The ruling was celebrated by Abbott, who called it "a major victory for our state, our nation and for the safety and security of our communities." But advocacy groups warn that the policy could put a target on vulnerable immigrants for criminals looking to harm or profit from asylum-seekers.
Human Rights First, an international human rights organization based in the United States, released a report on Tuesday documenting at least 1,544 publicly reported cases of killings, rapes and kidnappings against migrants who have been sent to Mexican border cities through MPP or other immigration policies that prevent them from remaining in the United States after requesting asylum.
In many cases, it can take years before an asylum petition is settled, and many migrants have tried to illegally cross the border rather than wait, advocates say.
Felicia Rangel-Samponaro, a director of the Sidewalk School for Asylum Seekers, which provides schooling for the children of asylum seekers and other resources in some Mexican border cities, said that when MPP was previously in place, "it was awful."
She said that children her organization has served have seen migrants get kidnapped in Reynosa, a border city across from McAllen. She worries that the reinstatement of the policy could mean more violence.
"They really get dragged off ... in front of everyone as they scream for help," Rangel-Samponaro said. "And I don't blame people for not helping. Because no one wants to die. No one wants their kid to get hurt or kidnapped trying to help somebody else."
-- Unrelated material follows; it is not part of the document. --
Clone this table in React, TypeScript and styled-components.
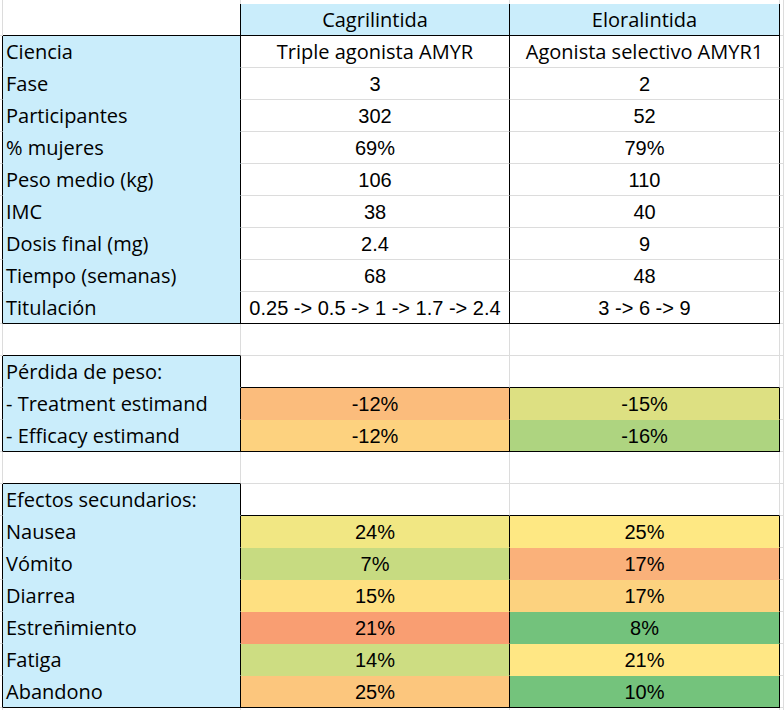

Jennifer K. Harbury, a lawyer and founding member of the Texas-based advocacy group Angry Tias and Abuelas, wrote in court documents in a separate lawsuit against the federal government about a Central American transgender woman who had been beaten in Reynosa.
Harbury met the woman in Reynosa, where she has volunteered to help other asylum seekers.
According to Harbury's testimony, the woman tried to enter the United States through Reynosa in 2019, but immigration officials expelled her back to Mexico, where she was raped and contracted HIV, the virus that causes AIDS.
Mexico's government had previously cooperated with the United States by agreeing to receive the migrants. Roberto Velasco Álvarez, director of North American affairs with Mexico's Ministry of Foreign Affairs, said in a tweet on Tuesday that Mexico had plans to discuss the Supreme Court ruling with the Biden administration on Wednesday.
After the discussion, he said, Mexico will decide what to do based on the "respect of sovereignty issues and human rights."
If Mexico declines to cooperate, it could cause a "diplomatic nightmare," said César Cuauhtémoc García Hernández, an immigration attorney and law professor at Ohio State University.